(begin)

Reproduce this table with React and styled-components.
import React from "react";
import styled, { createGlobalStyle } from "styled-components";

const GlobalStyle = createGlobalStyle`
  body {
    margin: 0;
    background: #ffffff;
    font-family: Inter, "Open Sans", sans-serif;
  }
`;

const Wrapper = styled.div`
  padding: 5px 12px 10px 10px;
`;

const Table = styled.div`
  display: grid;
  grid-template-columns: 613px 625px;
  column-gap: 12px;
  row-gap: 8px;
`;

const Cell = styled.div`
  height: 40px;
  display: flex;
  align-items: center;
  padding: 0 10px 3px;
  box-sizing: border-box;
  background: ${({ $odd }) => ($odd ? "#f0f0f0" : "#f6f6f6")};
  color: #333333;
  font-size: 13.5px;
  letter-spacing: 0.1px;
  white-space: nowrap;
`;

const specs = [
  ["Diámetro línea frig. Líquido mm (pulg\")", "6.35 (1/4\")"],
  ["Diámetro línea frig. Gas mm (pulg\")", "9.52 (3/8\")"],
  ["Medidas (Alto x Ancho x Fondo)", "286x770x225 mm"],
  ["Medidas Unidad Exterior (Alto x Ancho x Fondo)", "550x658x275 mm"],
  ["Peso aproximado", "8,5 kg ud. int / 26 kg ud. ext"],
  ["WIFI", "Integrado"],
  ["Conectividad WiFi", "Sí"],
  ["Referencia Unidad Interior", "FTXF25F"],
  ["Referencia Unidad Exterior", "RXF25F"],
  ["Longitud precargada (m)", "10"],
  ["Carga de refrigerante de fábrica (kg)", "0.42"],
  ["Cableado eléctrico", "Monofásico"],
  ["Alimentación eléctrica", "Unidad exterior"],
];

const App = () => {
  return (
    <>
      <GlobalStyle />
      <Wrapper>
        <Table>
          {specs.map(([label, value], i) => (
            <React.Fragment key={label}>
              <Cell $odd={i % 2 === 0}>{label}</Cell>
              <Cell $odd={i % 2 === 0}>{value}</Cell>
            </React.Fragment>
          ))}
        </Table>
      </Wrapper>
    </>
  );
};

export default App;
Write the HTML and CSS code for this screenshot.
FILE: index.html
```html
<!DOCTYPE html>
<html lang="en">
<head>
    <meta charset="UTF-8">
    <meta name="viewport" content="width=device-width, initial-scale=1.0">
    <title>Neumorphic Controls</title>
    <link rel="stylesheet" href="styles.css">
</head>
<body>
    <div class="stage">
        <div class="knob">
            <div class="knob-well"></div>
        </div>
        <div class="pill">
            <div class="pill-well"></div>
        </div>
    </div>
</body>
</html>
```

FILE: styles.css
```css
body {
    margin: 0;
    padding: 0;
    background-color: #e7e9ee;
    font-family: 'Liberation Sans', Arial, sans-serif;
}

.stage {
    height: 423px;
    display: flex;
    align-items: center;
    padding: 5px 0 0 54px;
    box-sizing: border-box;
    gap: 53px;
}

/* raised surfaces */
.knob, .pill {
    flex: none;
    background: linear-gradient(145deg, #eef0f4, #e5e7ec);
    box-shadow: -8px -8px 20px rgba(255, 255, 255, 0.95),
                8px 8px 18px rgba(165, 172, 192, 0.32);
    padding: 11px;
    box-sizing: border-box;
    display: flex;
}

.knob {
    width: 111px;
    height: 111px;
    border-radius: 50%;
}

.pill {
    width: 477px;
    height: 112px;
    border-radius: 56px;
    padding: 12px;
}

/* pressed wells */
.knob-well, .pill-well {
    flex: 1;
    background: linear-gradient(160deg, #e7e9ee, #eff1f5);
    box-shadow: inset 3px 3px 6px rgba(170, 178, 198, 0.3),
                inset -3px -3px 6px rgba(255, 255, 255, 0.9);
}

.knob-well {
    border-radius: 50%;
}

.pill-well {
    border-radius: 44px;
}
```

(end)
(begin)

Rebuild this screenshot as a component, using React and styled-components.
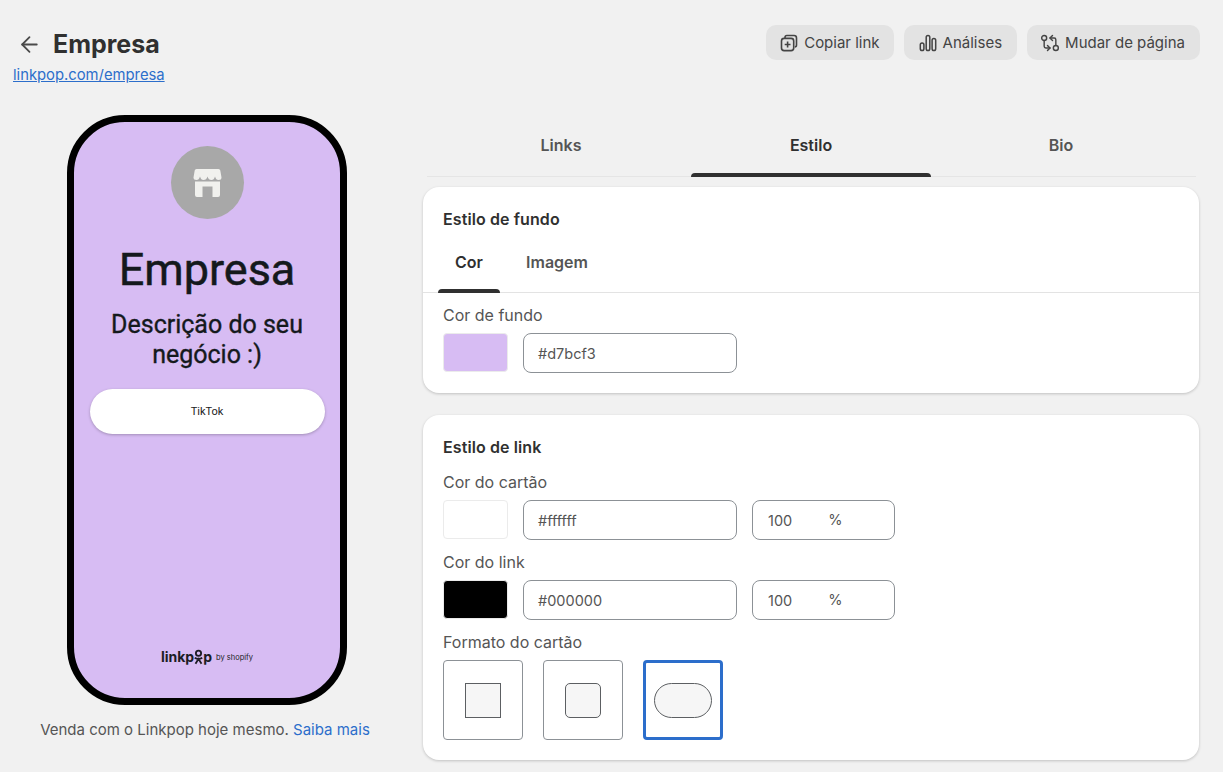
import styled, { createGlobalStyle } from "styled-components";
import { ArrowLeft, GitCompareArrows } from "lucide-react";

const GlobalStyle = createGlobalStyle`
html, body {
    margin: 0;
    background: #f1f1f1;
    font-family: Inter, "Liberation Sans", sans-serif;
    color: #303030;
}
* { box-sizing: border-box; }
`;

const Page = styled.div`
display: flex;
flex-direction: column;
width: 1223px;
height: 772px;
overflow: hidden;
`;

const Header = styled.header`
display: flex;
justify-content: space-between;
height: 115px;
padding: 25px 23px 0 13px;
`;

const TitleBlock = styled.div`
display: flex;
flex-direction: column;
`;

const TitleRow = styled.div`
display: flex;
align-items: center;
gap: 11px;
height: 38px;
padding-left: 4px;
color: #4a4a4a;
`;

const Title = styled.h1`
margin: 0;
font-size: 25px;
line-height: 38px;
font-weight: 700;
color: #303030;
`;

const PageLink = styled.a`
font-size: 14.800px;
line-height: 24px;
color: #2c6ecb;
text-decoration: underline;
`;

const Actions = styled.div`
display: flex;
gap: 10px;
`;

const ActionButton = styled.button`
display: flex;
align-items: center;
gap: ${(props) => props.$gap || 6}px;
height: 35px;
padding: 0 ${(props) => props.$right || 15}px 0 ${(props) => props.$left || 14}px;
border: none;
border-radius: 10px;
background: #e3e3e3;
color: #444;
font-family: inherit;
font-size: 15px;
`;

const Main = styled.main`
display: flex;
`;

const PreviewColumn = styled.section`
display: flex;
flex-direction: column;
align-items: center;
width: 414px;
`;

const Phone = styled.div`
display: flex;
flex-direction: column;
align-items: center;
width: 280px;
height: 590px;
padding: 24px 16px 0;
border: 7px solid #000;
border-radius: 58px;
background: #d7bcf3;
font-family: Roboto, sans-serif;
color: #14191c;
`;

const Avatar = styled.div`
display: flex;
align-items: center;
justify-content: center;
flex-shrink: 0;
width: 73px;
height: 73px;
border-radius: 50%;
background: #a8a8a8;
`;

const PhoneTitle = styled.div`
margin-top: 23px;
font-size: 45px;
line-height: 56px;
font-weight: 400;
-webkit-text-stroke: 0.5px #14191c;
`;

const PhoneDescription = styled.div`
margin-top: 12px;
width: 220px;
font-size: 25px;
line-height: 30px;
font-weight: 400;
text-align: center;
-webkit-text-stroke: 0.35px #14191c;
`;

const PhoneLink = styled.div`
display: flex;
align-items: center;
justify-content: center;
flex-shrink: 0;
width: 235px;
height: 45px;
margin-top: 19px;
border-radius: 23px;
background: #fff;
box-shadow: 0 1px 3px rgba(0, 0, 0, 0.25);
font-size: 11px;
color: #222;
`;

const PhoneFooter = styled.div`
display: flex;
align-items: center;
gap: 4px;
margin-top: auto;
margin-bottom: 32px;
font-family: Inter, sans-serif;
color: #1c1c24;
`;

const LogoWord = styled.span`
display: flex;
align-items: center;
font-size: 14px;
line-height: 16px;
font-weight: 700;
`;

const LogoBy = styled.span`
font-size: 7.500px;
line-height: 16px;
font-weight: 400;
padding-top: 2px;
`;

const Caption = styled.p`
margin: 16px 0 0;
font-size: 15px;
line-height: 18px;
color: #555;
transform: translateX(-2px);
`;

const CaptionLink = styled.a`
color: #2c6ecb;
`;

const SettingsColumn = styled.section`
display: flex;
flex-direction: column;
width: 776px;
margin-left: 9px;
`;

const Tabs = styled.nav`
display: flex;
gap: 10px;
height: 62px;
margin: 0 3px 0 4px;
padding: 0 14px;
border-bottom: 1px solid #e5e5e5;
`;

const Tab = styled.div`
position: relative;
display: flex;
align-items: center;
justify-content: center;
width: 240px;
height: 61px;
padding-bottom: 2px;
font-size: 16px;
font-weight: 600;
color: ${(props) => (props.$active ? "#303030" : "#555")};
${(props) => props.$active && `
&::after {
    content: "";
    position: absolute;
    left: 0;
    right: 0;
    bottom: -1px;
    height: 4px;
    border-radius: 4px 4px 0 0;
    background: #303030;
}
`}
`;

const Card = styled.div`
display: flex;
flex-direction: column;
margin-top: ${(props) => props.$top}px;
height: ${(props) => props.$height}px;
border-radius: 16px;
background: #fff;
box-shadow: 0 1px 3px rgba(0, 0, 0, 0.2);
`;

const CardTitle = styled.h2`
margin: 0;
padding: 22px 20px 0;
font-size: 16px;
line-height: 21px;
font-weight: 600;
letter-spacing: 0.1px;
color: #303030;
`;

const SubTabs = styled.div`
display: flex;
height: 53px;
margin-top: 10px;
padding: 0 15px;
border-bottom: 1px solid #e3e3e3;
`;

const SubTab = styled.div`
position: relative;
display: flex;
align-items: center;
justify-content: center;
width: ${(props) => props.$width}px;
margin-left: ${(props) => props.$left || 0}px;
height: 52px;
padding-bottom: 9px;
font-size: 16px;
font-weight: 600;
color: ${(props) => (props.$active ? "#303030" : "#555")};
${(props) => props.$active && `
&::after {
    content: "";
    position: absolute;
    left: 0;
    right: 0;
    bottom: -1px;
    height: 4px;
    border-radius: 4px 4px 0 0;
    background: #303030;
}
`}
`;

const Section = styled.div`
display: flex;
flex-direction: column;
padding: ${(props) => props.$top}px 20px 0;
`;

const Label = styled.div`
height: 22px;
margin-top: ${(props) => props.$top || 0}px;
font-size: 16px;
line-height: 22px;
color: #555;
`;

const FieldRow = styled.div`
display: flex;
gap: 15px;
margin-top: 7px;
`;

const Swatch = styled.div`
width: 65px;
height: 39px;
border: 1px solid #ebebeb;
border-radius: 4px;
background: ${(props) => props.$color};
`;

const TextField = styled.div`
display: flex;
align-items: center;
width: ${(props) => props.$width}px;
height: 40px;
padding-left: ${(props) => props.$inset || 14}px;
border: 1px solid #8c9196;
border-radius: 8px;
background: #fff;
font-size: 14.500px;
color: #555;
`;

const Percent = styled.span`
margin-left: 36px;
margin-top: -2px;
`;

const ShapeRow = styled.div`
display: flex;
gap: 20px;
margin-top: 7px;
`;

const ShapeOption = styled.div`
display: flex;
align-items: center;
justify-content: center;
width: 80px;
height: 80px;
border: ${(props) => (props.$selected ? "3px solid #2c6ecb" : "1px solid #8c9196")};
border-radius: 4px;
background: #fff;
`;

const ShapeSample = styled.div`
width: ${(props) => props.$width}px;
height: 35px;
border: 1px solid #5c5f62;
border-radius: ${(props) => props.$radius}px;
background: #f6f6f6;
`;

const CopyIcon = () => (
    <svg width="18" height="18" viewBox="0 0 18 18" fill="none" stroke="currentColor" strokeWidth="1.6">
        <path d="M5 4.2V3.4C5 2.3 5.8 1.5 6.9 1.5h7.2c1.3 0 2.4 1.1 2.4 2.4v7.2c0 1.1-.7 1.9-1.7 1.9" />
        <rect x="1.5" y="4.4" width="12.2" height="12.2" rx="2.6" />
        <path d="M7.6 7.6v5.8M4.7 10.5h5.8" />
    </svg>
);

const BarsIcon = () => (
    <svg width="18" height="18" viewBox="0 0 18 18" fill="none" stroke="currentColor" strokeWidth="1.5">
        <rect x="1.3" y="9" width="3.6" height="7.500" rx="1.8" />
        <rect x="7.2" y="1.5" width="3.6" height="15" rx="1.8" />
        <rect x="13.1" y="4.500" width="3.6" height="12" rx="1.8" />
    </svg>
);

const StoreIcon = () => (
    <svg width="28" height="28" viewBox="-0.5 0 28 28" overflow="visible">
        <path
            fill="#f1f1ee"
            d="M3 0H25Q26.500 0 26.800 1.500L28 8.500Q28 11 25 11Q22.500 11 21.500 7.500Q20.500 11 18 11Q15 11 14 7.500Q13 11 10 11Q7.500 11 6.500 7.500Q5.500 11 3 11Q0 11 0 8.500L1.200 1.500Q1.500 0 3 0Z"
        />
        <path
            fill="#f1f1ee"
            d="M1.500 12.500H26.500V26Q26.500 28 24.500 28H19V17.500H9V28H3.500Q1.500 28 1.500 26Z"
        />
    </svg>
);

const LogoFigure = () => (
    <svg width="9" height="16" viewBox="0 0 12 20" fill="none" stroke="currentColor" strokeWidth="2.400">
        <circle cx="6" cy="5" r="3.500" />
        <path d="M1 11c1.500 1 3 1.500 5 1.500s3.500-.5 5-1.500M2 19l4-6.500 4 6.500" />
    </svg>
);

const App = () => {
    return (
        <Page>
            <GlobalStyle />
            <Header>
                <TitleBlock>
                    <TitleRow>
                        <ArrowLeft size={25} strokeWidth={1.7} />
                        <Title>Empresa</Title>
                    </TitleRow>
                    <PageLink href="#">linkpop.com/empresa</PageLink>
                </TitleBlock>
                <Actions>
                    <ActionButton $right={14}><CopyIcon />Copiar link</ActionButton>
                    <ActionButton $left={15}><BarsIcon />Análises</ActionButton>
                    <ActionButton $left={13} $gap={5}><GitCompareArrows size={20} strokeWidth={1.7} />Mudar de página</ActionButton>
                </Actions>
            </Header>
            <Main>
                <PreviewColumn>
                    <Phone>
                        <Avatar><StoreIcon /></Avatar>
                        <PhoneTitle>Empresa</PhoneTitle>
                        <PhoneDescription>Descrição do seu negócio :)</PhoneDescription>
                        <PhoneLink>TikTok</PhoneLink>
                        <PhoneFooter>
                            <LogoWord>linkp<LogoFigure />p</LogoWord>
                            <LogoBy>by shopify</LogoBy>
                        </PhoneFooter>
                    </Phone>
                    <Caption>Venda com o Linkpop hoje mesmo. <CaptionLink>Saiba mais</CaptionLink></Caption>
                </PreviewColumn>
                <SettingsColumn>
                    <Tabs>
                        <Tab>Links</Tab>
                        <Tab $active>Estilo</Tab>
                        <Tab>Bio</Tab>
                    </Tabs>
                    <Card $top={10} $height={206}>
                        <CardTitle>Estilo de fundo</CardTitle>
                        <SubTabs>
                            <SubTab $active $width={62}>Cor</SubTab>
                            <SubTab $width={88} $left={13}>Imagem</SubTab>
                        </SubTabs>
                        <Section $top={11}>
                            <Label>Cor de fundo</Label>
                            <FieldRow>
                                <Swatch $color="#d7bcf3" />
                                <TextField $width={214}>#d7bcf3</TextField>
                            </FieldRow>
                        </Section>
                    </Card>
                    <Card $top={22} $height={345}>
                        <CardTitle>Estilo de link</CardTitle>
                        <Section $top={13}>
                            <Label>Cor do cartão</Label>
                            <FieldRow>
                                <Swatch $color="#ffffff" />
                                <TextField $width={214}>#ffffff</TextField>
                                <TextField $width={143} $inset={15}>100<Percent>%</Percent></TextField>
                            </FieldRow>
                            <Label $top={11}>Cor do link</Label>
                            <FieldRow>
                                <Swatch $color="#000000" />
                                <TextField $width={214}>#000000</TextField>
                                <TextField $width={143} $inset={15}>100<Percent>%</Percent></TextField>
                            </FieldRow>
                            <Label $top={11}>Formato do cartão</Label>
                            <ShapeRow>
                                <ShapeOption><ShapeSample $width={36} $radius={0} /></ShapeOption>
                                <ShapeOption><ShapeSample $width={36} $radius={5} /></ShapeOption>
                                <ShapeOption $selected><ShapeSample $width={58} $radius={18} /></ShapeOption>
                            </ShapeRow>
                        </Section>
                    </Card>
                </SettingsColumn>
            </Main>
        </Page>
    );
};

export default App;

(end)
(begin)

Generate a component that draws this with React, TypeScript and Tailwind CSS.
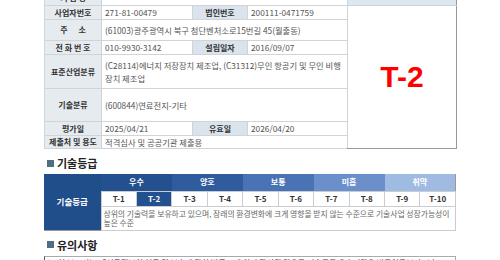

(end)

▸ **EXERCISE DESCRIPTION**
Copy every line above in which the string "with" shows up.

▸ **ANSWER TO THIS PROBLEM**
Reproduce this table with React and styled-components.
Generate a component that draws this with React, TypeScript and Tailwind CSS.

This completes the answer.